**DATA PROVIDED:**
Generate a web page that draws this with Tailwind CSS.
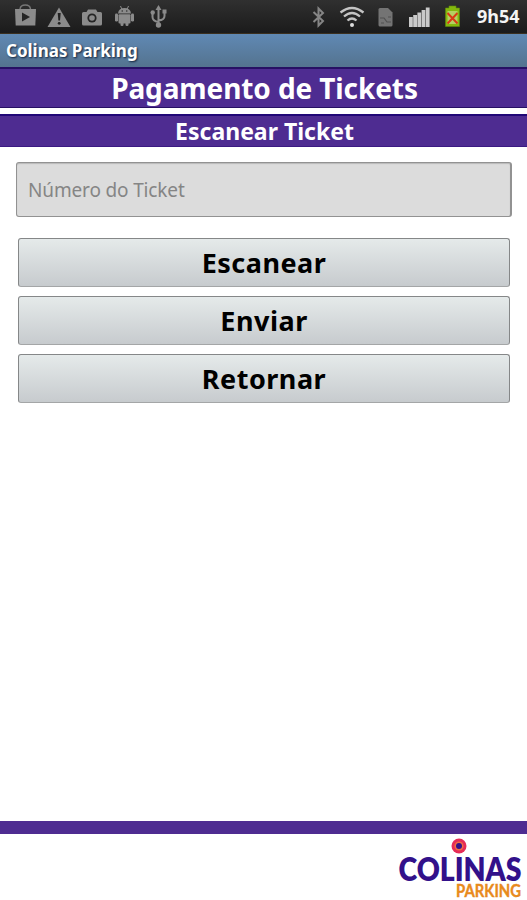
<!DOCTYPE html>
<html lang="pt">
<head>
<meta charset="utf-8">
<title>Colinas Parking</title>
<script src="https://cdn.jsdelivr.net/npm/@tailwindcss/browser@4"></script>
</head>
<body class="w-[527px] h-[900px] overflow-hidden bg-white font-['Noto_Sans','Open_Sans',sans-serif] flex flex-col">
<header class="shrink-0">
  <div class="h-[34px] bg-linear-to-b from-[#303030] to-[#1b1b1b] border-b border-[#3b3020] flex items-center justify-between pr-[8px]">
    <svg class="w-[180px] h-[33px]" viewBox="0 0 180 33" fill="#8b8b8b">
      <path d="M20 9Q20.500 5 25.300 5T30.500 9" fill="none" stroke="#777" stroke-width="1.400"/>
      <path d="M15 9H36L35.300 25.500H15.700Z"/><path d="M22 12.500L30 17L22 21.500Z" fill="#252525"/>
      <path d="M59 7.500L70.500 27H47.500Z"/><path d="M57.700 13H60.700L60 20.500H58.400Z" fill="#222"/><circle cx="59.200" cy="23.300" r="1.400" fill="#222"/>
      <path d="M83.500 12H86.500L88 9.500H96L97.500 12H100.500Q102 12 102 13.500V24Q102 25.500 100.500 25.500H83.500Q82 25.500 82 24V13.500Q82 12 83.500 12Z"/><circle cx="92" cy="18" r="4.600" fill="#252525"/><circle cx="92" cy="18" r="2.800"/>
      <path d="M118 13.500Q118.500 8 124.500 8T131 13.500Z"/><path d="M120.500 6L122 9.500M128.500 6L127 9.500" stroke="#8b8b8b"/><circle cx="122.200" cy="11" r=".7" fill="#222"/><circle cx="126.800" cy="11" r=".7" fill="#222"/>
      <rect x="118.500" y="14.300" width="12" height="9.200" rx="1"/><rect x="115" y="13.500" width="3" height="8" rx="1.200"/><rect x="131" y="13.500" width="3" height="8" rx="1.200"/><rect x="120.500" y="21" width="3" height="5" rx="1.200"/><rect x="125.500" y="21" width="3" height="5" rx="1.200"/>
      <g><path d="M158.500 25V8M158.500 22Q152.500 21 152.500 17V13M158.500 20.500Q164.500 20 164.500 16V12" fill="none" stroke="#8b8b8b" stroke-width="2"/><path d="M158.500 5L161.500 10H155.500Z"/><circle cx="158.500" cy="25" r="2.700"/><circle cx="152.700" cy="12.500" r="2.200"/><rect x="162.500" y="9.500" width="4" height="4"/></g>
    </svg>
    <div class="flex items-center gap-[16px]">
      <svg class="w-[150px] h-[33px]" viewBox="311 0 150 33">
        <path d="M313.500 12L323 21L318.500 25.500V8.500L323 13L313.500 22" fill="none" stroke="#858585" stroke-width="2"/>
        <g fill="none" stroke="#c4c4c4" stroke-width="2.300"><path d="M340.500 12.500Q352 3.500 363.500 12.500"/><path d="M344 16.500Q352 9.500 360 16.500"/><path d="M347.500 20.500Q352 16.500 356.500 20.500"/></g><circle cx="352" cy="25" r="2" fill="#ddd"/>
        <path d="M378.500 9.500Q378.500 8 380 8H388L392.500 12.500V25Q392.500 26.500 391 26.500H380Q378.500 26.500 378.500 25Z" fill="#747474"/><path d="M380 18H384L387 22H391M381 23H384M388 17H391" stroke="#505050" stroke-width="1.200" fill="none"/>
        <g fill="#c9c9c9"><rect x="409" y="17" width="3.800" height="10"/><rect x="413.200" y="15" width="3.800" height="12"/><rect x="417.400" y="12.500" width="3.800" height="14.500"/><rect x="421.600" y="10" width="3.800" height="17"/><rect x="425.800" y="7.500" width="3.800" height="19.500"/></g>
        <path d="M449 6H456V8H459.500V26.500H445.500V8H449Z" fill="#83b80d" stroke="#5f8a0a" stroke-width=".6"/><rect x="447.500" y="11" width="10" height="13" fill="#b5cf62"/><path d="M447.500 13L457.500 23.500M457.500 13L447.500 23.500" stroke="#d93a16" stroke-width="2"/>
      </svg>
      <span class="text-[18px] font-bold text-[#f4f4f4] leading-[35px] w-[42px] whitespace-nowrap">9h54</span>
    </div>
  </div>
  <div class="h-[33px] bg-linear-to-b from-[#6089b4] to-[#54738f] pl-[6px] text-[17px] leading-[33px] font-bold text-white [text-shadow:1px_1px_2px_#10203a]">Colinas Parking</div>
</header>
<h1 class="h-[41px] shrink-0 bg-[#4e2c91] border-t-2 border-b border-[#271064] text-center pl-[2px] text-[28px] leading-[38px] tracking-[-0.100px] font-bold text-white">Pagamento de Tickets</h1>
<h2 class="mt-[6px] h-[33px] shrink-0 bg-[#4e2c91] border-t-2 border-b border-t-[#210877] border-b-[#3b1a82] text-center pl-[2px] text-[23px] leading-[31px] font-bold text-white">Escanear Ticket</h2>
<main class="flex-1 flex flex-col pt-[15px] pl-[16px] pr-[15px]">
  <input class="h-[55px] shrink-0 rounded-[3px] border border-[#929292] border-r-2 bg-[#dcdcdc] px-[11px] text-[19px] tracking-[-0.150px] placeholder:text-[#858585] inset-shadow-[0_1px_1px_#b8b8b8]" placeholder="Número do Ticket">
  <div class="mt-[21px] pl-[2px] pr-[2px] flex flex-col gap-[9px] text-[27px] leading-[48px] tracking-[0.500px] font-bold text-black">
    <button class="h-[49px] rounded-[3px] border border-[#858788] border-b-[#a4a6a7] bg-linear-to-b from-[#e5eaea] to-[#c7cbce]">Escanear</button>
    <button class="h-[49px] rounded-[3px] border border-[#858788] border-b-[#a4a6a7] bg-linear-to-b from-[#e5eaea] to-[#c7cbce]">Enviar</button>
    <button class="h-[49px] rounded-[3px] border border-[#858788] border-b-[#a4a6a7] bg-linear-to-b from-[#e5eaea] to-[#c7cbce]">Retornar</button>
  </div>
</main>
<footer class="h-[79px] shrink-0 border-t-[13px] border-[#4e2c91] flex justify-end">
  <svg class="w-[142px] h-[66px] overflow-visible" viewBox="385 834 142 66">
    <circle cx="459" cy="846" r="7.500" fill="#e62b57"/><circle cx="459" cy="846" r="4.600" fill="#f06a43"/><circle cx="459" cy="846" r="3" fill="#32118a"/>
    <text x="398.500" y="880.500" textLength="123" lengthAdjust="spacingAndGlyphs" font-family="Lato, sans-serif" font-weight="800" font-size="32" fill="#32118a">COLINAS</text>
    <text x="456" y="896.500" textLength="65" lengthAdjust="spacingAndGlyphs" font-family="Lato, sans-serif" font-weight="700" font-size="16.500" fill="#e88a1c" stroke="#e88a1c" stroke-width=".4">PARKING</text>
  </svg>
</footer>
</body>
</html>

**WRITTEN TASK:** Reproduce all of the material above word for word. Omit the pictures.

**ANSWER TO THIS PROBLEM:**
Generate a web page that draws this with Tailwind CSS.
<!DOCTYPE html>
<html lang="pt">
<head>
<meta charset="utf-8">
<title>Colinas Parking</title>
<script src="https://cdn.jsdelivr.net/npm/@tailwindcss/browser@4"></script>
</head>
<body class="w-[527px] h-[900px] overflow-hidden bg-white font-['Noto_Sans','Open_Sans',sans-serif] flex flex-col">
<header class="shrink-0">
  <div class="h-[34px] bg-linear-to-b from-[#303030] to-[#1b1b1b] border-b border-[#3b3020] flex items-center justify-between pr-[8px]">
    <svg class="w-[180px] h-[33px]" viewBox="0 0 180 33" fill="#8b8b8b">
      <path d="M20 9Q20.500 5 25.300 5T30.500 9" fill="none" stroke="#777" stroke-width="1.400"/>
      <path d="M15 9H36L35.300 25.500H15.700Z"/><path d="M22 12.500L30 17L22 21.500Z" fill="#252525"/>
      <path d="M59 7.500L70.500 27H47.500Z"/><path d="M57.700 13H60.700L60 20.500H58.400Z" fill="#222"/><circle cx="59.200" cy="23.300" r="1.400" fill="#222"/>
      <path d="M83.500 12H86.500L88 9.500H96L97.500 12H100.500Q102 12 102 13.500V24Q102 25.500 100.500 25.500H83.500Q82 25.500 82 24V13.500Q82 12 83.500 12Z"/><circle cx="92" cy="18" r="4.600" fill="#252525"/><circle cx="92" cy="18" r="2.800"/>
      <path d="M118 13.500Q118.500 8 124.500 8T131 13.500Z"/><path d="M120.500 6L122 9.500M128.500 6L127 9.500" stroke="#8b8b8b"/><circle cx="122.200" cy="11" r=".7" fill="#222"/><circle cx="126.800" cy="11" r=".7" fill="#222"/>
      <rect x="118.500" y="14.300" width="12" height="9.200" rx="1"/><rect x="115" y="13.500" width="3" height="8" rx="1.200"/><rect x="131" y="13.500" width="3" height="8" rx="1.200"/><rect x="120.500" y="21" width="3" height="5" rx="1.200"/><rect x="125.500" y="21" width="3" height="5" rx="1.200"/>
      <g><path d="M158.500 25V8M158.500 22Q152.500 21 152.500 17V13M158.500 20.500Q164.500 20 164.500 16V12" fill="none" stroke="#8b8b8b" stroke-width="2"/><path d="M158.500 5L161.500 10H155.500Z"/><circle cx="158.500" cy="25" r="2.700"/><circle cx="152.700" cy="12.500" r="2.200"/><rect x="162.500" y="9.500" width="4" height="4"/></g>
    </svg>
    <div class="flex items-center gap-[16px]">
      <svg class="w-[150px] h-[33px]" viewBox="311 0 150 33">
        <path d="M313.500 12L323 21L318.500 25.500V8.500L323 13L313.500 22" fill="none" stroke="#858585" stroke-width="2"/>
        <g fill="none" stroke="#c4c4c4" stroke-width="2.300"><path d="M340.500 12.500Q352 3.500 363.500 12.500"/><path d="M344 16.500Q352 9.500 360 16.500"/><path d="M347.500 20.500Q352 16.500 356.500 20.500"/></g><circle cx="352" cy="25" r="2" fill="#ddd"/>
        <path d="M378.500 9.500Q378.500 8 380 8H388L392.500 12.500V25Q392.500 26.500 391 26.500H380Q378.500 26.500 378.500 25Z" fill="#747474"/><path d="M380 18H384L387 22H391M381 23H384M388 17H391" stroke="#505050" stroke-width="1.200" fill="none"/>
        <g fill="#c9c9c9"><rect x="409" y="17" width="3.800" height="10"/><rect x="413.200" y="15" width="3.800" height="12"/><rect x="417.400" y="12.500" width="3.800" height="14.500"/><rect x="421.600" y="10" width="3.800" height="17"/><rect x="425.800" y="7.500" width="3.800" height="19.500"/></g>
        <path d="M449 6H456V8H459.500V26.500H445.500V8H449Z" fill="#83b80d" stroke="#5f8a0a" stroke-width=".6"/><rect x="447.500" y="11" width="10" height="13" fill="#b5cf62"/><path d="M447.500 13L457.500 23.500M457.500 13L447.500 23.500" stroke="#d93a16" stroke-width="2"/>
      </svg>
      <span class="text-[18px] font-bold text-[#f4f4f4] leading-[35px] w-[42px] whitespace-nowrap">9h54</span>
    </div>
  </div>
  <div class="h-[33px] bg-linear-to-b from-[#6089b4] to-[#54738f] pl-[6px] text-[17px] leading-[33px] font-bold text-white [text-shadow:1px_1px_2px_#10203a]">Colinas Parking</div>
</header>
<h1 class="h-[41px] shrink-0 bg-[#4e2c91] border-t-2 border-b border-[#271064] text-center pl-[2px] text-[28px] leading-[38px] tracking-[-0.100px] font-bold text-white">Pagamento de Tickets</h1>
<h2 class="mt-[6px] h-[33px] shrink-0 bg-[#4e2c91] border-t-2 border-b border-t-[#210877] border-b-[#3b1a82] text-center pl-[2px] text-[23px] leading-[31px] font-bold text-white">Escanear Ticket</h2>
<main class="flex-1 flex flex-col pt-[15px] pl-[16px] pr-[15px]">
  <input class="h-[55px] shrink-0 rounded-[3px] border border-[#929292] border-r-2 bg-[#dcdcdc] px-[11px] text-[19px] tracking-[-0.150px] placeholder:text-[#858585] inset-shadow-[0_1px_1px_#b8b8b8]" placeholder="Número do Ticket">
  <div class="mt-[21px] pl-[2px] pr-[2px] flex flex-col gap-[9px] text-[27px] leading-[48px] tracking-[0.500px] font-bold text-black">
    <button class="h-[49px] rounded-[3px] border border-[#858788] border-b-[#a4a6a7] bg-linear-to-b from-[#e5eaea] to-[#c7cbce]">Escanear</button>
    <button class="h-[49px] rounded-[3px] border border-[#858788] border-b-[#a4a6a7] bg-linear-to-b from-[#e5eaea] to-[#c7cbce]">Enviar</button>
    <button class="h-[49px] rounded-[3px] border border-[#858788] border-b-[#a4a6a7] bg-linear-to-b from-[#e5eaea] to-[#c7cbce]">Retornar</button>
  </div>
</main>
<footer class="h-[79px] shrink-0 border-t-[13px] border-[#4e2c91] flex justify-end">
  <svg class="w-[142px] h-[66px] overflow-visible" viewBox="385 834 142 66">
    <circle cx="459" cy="846" r="7.500" fill="#e62b57"/><circle cx="459" cy="846" r="4.600" fill="#f06a43"/><circle cx="459" cy="846" r="3" fill="#32118a"/>
    <text x="398.500" y="880.500" textLength="123" lengthAdjust="spacingAndGlyphs" font-family="Lato, sans-serif" font-weight="800" font-size="32" fill="#32118a">COLINAS</text>
    <text x="456" y="896.500" textLength="65" lengthAdjust="spacingAndGlyphs" font-family="Lato, sans-serif" font-weight="700" font-size="16.500" fill="#e88a1c" stroke="#e88a1c" stroke-width=".4">PARKING</text>
  </svg>
</footer>
</body>
</html>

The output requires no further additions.